There is a nice new OTP 20.0 optimization - now the value doesn't get copied even on message sends on the local node.

Jesper L. Andersen (jlouis) talked about it in his blog: https://medium.com/@jlouis666/an-erlang-otp-20-0-optimizatio...

> After some research we stumbled upon :ets.update_counter/4

Might not help in this case but 20.0 adds select_replace so can do a full on CAS (compare and exchange) pattern http://erlang.org/doc/man/ets.html#select_replace-2 . So something like acquiring a lock would be much easier to do.

> We found that the wall clock time of a single send/2 call could range from 30μs to 70us due to Erlang de-scheduling the calling process.

There are few tricks the VM uses there and it's pretty configurable.

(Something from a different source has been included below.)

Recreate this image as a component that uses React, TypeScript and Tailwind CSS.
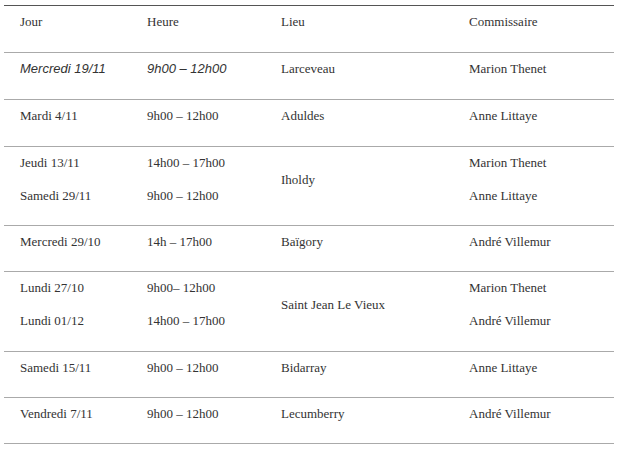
const rows: { jour: string[]; heure: string[]; lieu: string; com: string[]; italic?: boolean; tall?: boolean }[] = [
  { jour: ["Mercredi 19/11"], heure: ["9h00 – 12h00"], lieu: "Larceveau", com: ["Marion Thenet"], italic: true, tall: true },
  { jour: ["Mardi 4/11"], heure: ["9h00 – 12h00"], lieu: "Aduldes", com: ["Anne Littaye"], tall: true },
  { jour: ["Jeudi 13/11", "Samedi 29/11"], heure: ["14h00 – 17h00", "9h00 – 12h00"], lieu: "Iholdy", com: ["Marion Thenet", "Anne Littaye"] },
  { jour: ["Mercredi 29/10"], heure: ["14h – 17h00"], lieu: "Baïgory", com: ["André Villemur"] },
  { jour: ["Lundi 27/10", "Lundi 01/12"], heure: ["9h00– 12h00", "14h00 – 17h00"], lieu: "Saint Jean Le Vieux", com: ["Marion Thenet", "André Villemur"], tall: true },
  { jour: ["Samedi 15/11"], heure: ["9h00 – 12h00"], lieu: "Bidarray", com: ["Anne Littaye"] },
  { jour: ["Vendredi 7/11"], heure: ["9h00 – 12h00"], lieu: "Lecumberry", com: ["André Villemur"] },
];

const Cell = ({ lines, italic, tall }: { lines: string[]; italic?: boolean; tall?: boolean }) => (
  <td className={tall ? "pl-4 pt-[6px] pb-[7px] align-middle" : "pl-4 pt-[6px] pb-[6px] align-middle"}>
    {lines.map((l, i) => (
      <p
        key={i}
        className={
          italic
            ? "italic mb-[13px] leading-5 font-[Liberation_Sans,Arial,sans-serif]"
            : "mb-[13px] leading-5 font-[Liberation_Serif,Times_New_Roman,serif]"
        }
      >
        {l}
      </p>
    ))}
  </td>
);

const App = () => {
  return (
    <div className="bg-white w-[622px] h-[449px] pt-[5px] pl-[4px] text-[13px] text-[#333]">
      <table className="w-[610px] border-collapse table-fixed">
        <colgroup>
          <col className="w-[127px]" />
          <col className="w-[134px]" />
          <col className="w-[188px]" />
          <col className="w-[161px]" />
        </colgroup>
        <thead>
          <tr className="border-t border-t-[#555] border-b border-b-[#aaa]">
            <Cell lines={["Jour"]} tall />
            <Cell lines={["Heure"]} tall />
            <Cell lines={["Lieu"]} tall />
            <Cell lines={["Commissaire"]} tall />
          </tr>
        </thead>
        <tbody>
          {rows.map((r, i) => (
            <tr key={i} className="border-b border-b-[#aaa]">
              <Cell lines={r.jour} italic={r.italic} tall={r.tall} />
              <Cell lines={r.heure} italic={r.italic} tall={r.tall} />
              <Cell lines={[r.lieu]} tall={r.tall} />
              <Cell lines={r.com} tall={r.tall} />
            </tr>
          ))}
        </tbody>
      </table>
    </div>
  );
};

export default App;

For example sending to a process with a long message queue will add a bit of a backpressure to the sender and un-schedule them.

There are tons of configuration settings for the scheduler. There is to bind scheduler to physical cores to reduce the chance of scheduler threads jumping around between cores: http://erlang.org/doc/man/erl.html#+sbt Sometimes it helps sometimes it doesn't.

Another general trick is to build the VM with the lcnt feature. This will add performance counters for locks / semaphores in the VM. So then can check for the hotspots and know where to optimize:

http://erlang.org/doc/man/lcnt.html

3 comments

It isn't that likely the OTP20 optimization helps here. If the process never sends a message containing the literal value, then there is no benefit in the optimization. What `mochiglobal` and friends are good at is when you have a large set of data (A ring, say) which update rarely, so you can treat it as semi-static data in the system. But then you shouldn't really send that ring data around in the system too much, although it will now be free. [There is a nice subscription-based approach to updates which are now feasible in OTP20, but that is more for convenience]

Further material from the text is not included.